- 1953 theatrical poster
- Directed by: Richard Fleischer
- Written by: Arthur M. Loew Jr.
- Screenplay by: Harold Jack Bloom
- Produced by: Dore Schary
- Starring: Gig Young Jean Hagen Polly Bergen Harry Morgan Barbara Lawrence Robert Horton
- Cinematography: Paul C. Vogel
- Edited by: Cotton Warburton
- Music by: Rudolph G. Kopp
- Production company: Metro-Goldwyn-Mayer
- Distributed by: Loew's, Inc
- Release date: June 24, 1953;
- Running time: 83 minutes
- Country: United States
- Language: English
- Budget: $752,000
- Box office: $1,022,000

= Arena (1953 film) =

1953 film by Richard Fleischer

Arena is a 1953 Ansco Color 3-D film directed by Richard Fleischer and starring Gig Young, Jean Hagen, and Polly Bergen. It was promoted as "the first 3-D Western" of the era.

==Plot==
A man named Hob Danvers comes to a Tucson, Arizona rodeo with Sylvia Lorgan in tow. Hob has been separated from wife Ruth for two years, and doesn't realize she intends to be at the rodeo. He meets up with old friends Lew and Meg Hutchins and learns that Lew is here looking for work. He is shocked to find that Lew is now a clown, after many years as a rodeo rider.

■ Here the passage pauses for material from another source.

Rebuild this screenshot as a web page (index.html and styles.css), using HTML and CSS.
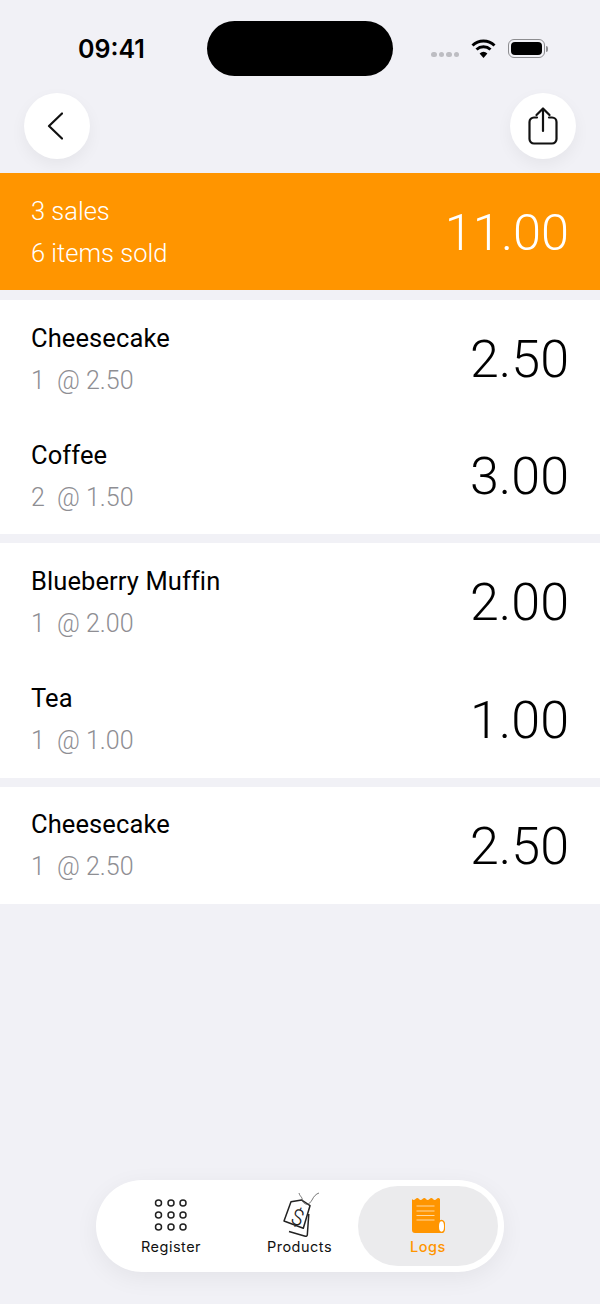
FILE: index.html
```html
<!DOCTYPE html>
<html lang="en">

<head>
    <meta charset="UTF-8">
    <meta name="viewport" content="width=device-width, initial-scale=1.0">
    <title>Logs</title>
    <link rel="stylesheet" href="styles.css">
</head>

<body>
    <div class="statusbar">
        <div class="time">09:41</div>
        <div class="island"></div>
        <div class="statusicons">
            <div class="dots"><i></i><i></i><i></i><i></i></div>
            <svg class="wifi" width="25" height="19" viewBox="0 0 25 19">
                <path d="M1.5 6.5a16 16 0 0 1 22 0M5.5 10.5a10.5 10.5 0 0 1 14 0" fill="none" stroke="#000" stroke-width="3" />
                <path d="M12.5 19 8.6 14.4a6 6 0 0 1 7.8 0z" fill="#000" />
            </svg>
            <div class="battery"><div class="batteryfill"></div></div>
            <div class="batterynib"></div>
        </div>
    </div>

    <div class="nav">
        <button class="circlebtn">
            <svg class="backicon" width="16" height="28" viewBox="0 0 16 28">
                <path d="M15 1.5 2 14l13 12.5" fill="none" stroke="#111" stroke-width="2.2" stroke-linecap="round" stroke-linejoin="round" />
            </svg>
        </button>
        <button class="circlebtn">
            <svg width="30" height="38" viewBox="0 0 30 38">
                <path d="M9 10.500H6A4.500 4.500 0 0 0 1.500 15V32A4.500 4.500 0 0 0 6 36.500h18a4.500 4.500 0 0 0 4.500-4.500V15A4.500 4.500 0 0 0 24 10.500h-3" fill="none" stroke="#111" stroke-width="2.200" stroke-linecap="round" />
                <path d="M15 24V2M8.500 8 15 1.500 21.500 8" fill="none" stroke="#111" stroke-width="2.200" stroke-linecap="round" stroke-linejoin="round" />
            </svg>
        </button>
    </div>

    <div class="row summary">
        <div>
            <p class="rowtext">3 sales</p>
            <p class="rowtext">6 items sold</p>
        </div>
        <div class="amount">11.00</div>
    </div>

    <section class="sale">
        <div class="row">
            <div>
                <p class="name">Cheesecake</p>
                <p class="qty">1 &nbsp;@ 2.50</p>
            </div>
            <div class="amount">2.50</div>
        </div>
        <div class="row">
            <div>
                <p class="name">Coffee</p>
                <p class="qty">2 &nbsp;@ 1.50</p>
            </div>
            <div class="amount">3.00</div>
        </div>
    </section>

    <section class="sale">
        <div class="row">
            <div>
                <p class="name">Blueberry Muffin</p>
                <p class="qty">1 &nbsp;@ 2.00</p>
            </div>
            <div class="amount">2.00</div>
        </div>
        <div class="row">
            <div>
                <p class="name">Tea</p>
                <p class="qty">1 &nbsp;@ 1.00</p>
            </div>
            <div class="amount">1.00</div>
        </div>
    </section>

    <section class="sale">
        <div class="row">
            <div>
                <p class="name">Cheesecake</p>
                <p class="qty">1 &nbsp;@ 2.50</p>
            </div>
            <div class="amount">2.50</div>
        </div>
    </section>

    <div class="tabbar">
        <div class="tab">
            <div class="tabicon">
                <svg width="34" height="34" viewBox="0 0 34 34" fill="none" stroke="#222" stroke-width="1.500">
                    <circle cx="4.500" cy="5" r="3" />
                    <circle cx="17" cy="5" r="3" />
                    <circle cx="29" cy="5" r="3" />
                    <circle cx="4.500" cy="17" r="3" />
                    <circle cx="17" cy="17" r="3" />
                    <circle cx="29" cy="17" r="3" />
                    <circle cx="4.500" cy="29" r="3" />
                    <circle cx="17" cy="29" r="3" />
                    <circle cx="29" cy="29" r="3" />
                </svg>
            </div>
            <div class="tablabel">Register</div>
        </div>
        <div class="tab">
            <div class="tabicon">
                <svg width="40" height="46" viewBox="-2 0 40 46">
                    <path d="M26.800 22 25.300 43a1.500 1.500 0 0 1-2 1.200L7 39.500" fill="none" stroke="#222" stroke-width="1.500" stroke-linejoin="round" />
                    <path d="M9 9.700 19.700 8 28 13.700 21.300 36.300 2 29z" fill="#fff" stroke="#222" stroke-width="1.500" stroke-linejoin="round" />
                    <path d="M17 1c1 4 4 4 3 8M20 9c4 5 7 4 10-1 2-4 4-6 7-7" fill="none" stroke="#555" stroke-width="0.800" />
                    <text class="tagdollar" x="15.500" y="33" transform="rotate(18 15.500 25.700)">$</text>
                </svg>
            </div>
            <div class="tablabel">Products</div>
        </div>
        <div class="tab active">
            <div class="tabicon">
                <svg width="34" height="36" viewBox="-1 0 34 36">
                    <path d="M0 2q1.600 2 3.500 0t3.500 0 3.500 0 3.500 0 3.500 0 3.500 0 3.500 0 3.500 0V24h2v12H3a3 3 0 0 1-3-3z" fill="#ff9500" />
                    <path d="M4.500 9h18M4.500 14h18M4.500 18.500h18M4.500 23h18" stroke="#ffd9a3" stroke-width="1" />
                    <ellipse cx="29.500" cy="29.500" rx="3.300" ry="6" fill="#fff" stroke="#ff9500" stroke-width="1.600" />
                </svg>
            </div>
            <div class="tablabel">Logs</div>
        </div>
    </div>
</body>

</html>
```
FILE: styles.css
```css
* {
    margin: 0;
    padding: 0;
    box-sizing: border-box;
}

body {
    display: flex;
    flex-direction: column;
    min-height: 1304px;
    background: #f1f1f6;
    font-family: "Liberation Sans", Arial, sans-serif;
    color: #000;
}

.statusbar {
    display: flex;
    align-items: center;
    padding-top: 21px;
}

.time {
    width: 207px;
    padding-left: 78px;
    font-family: Inter, sans-serif;
    font-size: 25px;
    font-weight: 600;
}

.island {
    width: 186px;
    height: 55px;
    border-radius: 28px;
    background: #000;
}

.statusicons {
    display: flex;
    align-items: center;
    width: 207px;
    padding-left: 38px;
}

.dots {
    display: flex;
    gap: 2px;
    margin-top: 12px;
    margin-right: 12px;
}

.dots i {
    width: 5.500px;
    height: 5.500px;
    border-radius: 50%;
    background: #bdbdc2;
}

.wifi {
    margin-right: 12px;
}

.battery {
    width: 37px;
    height: 19px;
    padding: 2px;
    border: 1.500px solid #8d8d90;
    border-radius: 6px;
}

.batteryfill {
    height: 100%;
    border-radius: 4px;
    background: #000;
}

.batterynib {
    width: 2px;
    height: 6px;
    margin-left: 1px;
    border-radius: 0 2px 2px 0;
    background: #8d8d90;
}

.nav {
    display: flex;
    justify-content: space-between;
    padding: 0 24px;
    margin-top: 17px;
    margin-bottom: 14px;
}

.circlebtn {
    display: flex;
    justify-content: center;
    align-items: center;
    width: 66px;
    height: 66px;
    border: none;
    border-radius: 50%;
    background: #fff;
    box-shadow: 0 6px 16px rgba(0, 0, 0, 0.05);
}

.backicon {
    margin-right: 5px;
}

.row {
    display: flex;
    justify-content: space-between;
    align-items: center;
    height: 117.200px;
    padding: 0 31px;
}

.summary {
    margin-bottom: 9.800px;
    background: #ff9500;
    color: #fff;
}

.summary .amount {
    font-size: 50.500px;
}

.rowtext,
.name,
.qty {
    font-size: 25px;
    line-height: 42px;
}

.name {
    padding-top: 1px;
    font-family: Roboto, sans-serif;
    font-size: 25.500px;
    letter-spacing: 0.1px;
}

.rowtext,
.qty {
    font-family: Roboto, sans-serif;
    font-weight: 300;
}

.rowtext {
    font-size: 25.500px;
}

.qty {
    padding-top: 1px;
    color: #8e8e93;
}

.amount {
    padding-top: 2px;
    font-family: Roboto, sans-serif;
    font-size: 52px;
    font-weight: 300;
}

.sale {
    margin-bottom: 9px;
    background: #fff;
}

.tabbar {
    display: grid;
    grid-template-columns: 140px 117px 140px;
    width: 408px;
    height: 92px;
    margin: auto auto 32px;
    padding: 6px 6px 6px 5px;
    border-radius: 46px;
    background: #fff;
    box-shadow: 0 6px 24px rgba(0, 0, 0, 0.06);
}

.tab {
    display: flex;
    flex-direction: column;
    align-items: center;
    padding-top: 6px;
    border-radius: 40px;
}

.tabicon {
    display: flex;
    justify-content: center;
    align-items: center;
    height: 46px;
}

.tablabel {
    font-family: Inter, sans-serif;
    font-size: 14.500px;
    font-weight: 400;
    line-height: 18px;
    letter-spacing: 0.5px;
    color: #111;
}

.active {
    background: #ebebed;
}

.active .tablabel {
    color: #ff9500;
    font-weight: 500;
}

.tagdollar {
    font-family: Roboto, sans-serif;
    font-size: 22px;
    font-weight: 300;
    text-anchor: middle;
    fill: #222;
}
```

Current rodeo star Jackie Roach turns up and makes a pass at Sylvia, who rejects him. Hob competes in bareback riding and so impresses Lew's young son Lew Jr. that Lew bribes a cowboy to change places and let him ride a bucking bronco. Lew is thrown and badly injures his leg.

Ruth scolds the others for encouraging Lew, saying everyone should face the hard truth that his rodeo career is done. Lew, angry now, enters the Brahma bull competition over Meg's objections. Hob goes first and is thrown. Lew, attempting to distract the bull, cannot get away quickly enough due to his bad leg. He is fatally gored. Hob walks away, leaving Sylvia behind, but Ruth joins him on the way out.

==Cast==
- Gig Young as Hob Danvers
- Jean Hagen as Meg Hutchins
- Polly Bergen as Ruth Danvers
- Harry Morgan as Lew Hutchins
- Barbara Lawrence as Sylvia Lorgan
- Robert Horton as Jack Roach
- Wiley McCray as Lew Hutchins Jr.

==Reception==
According to MGM records the film earned $762,000 in the US and Canada and $260,000 elsewhere, resulting in a profit of $444,000.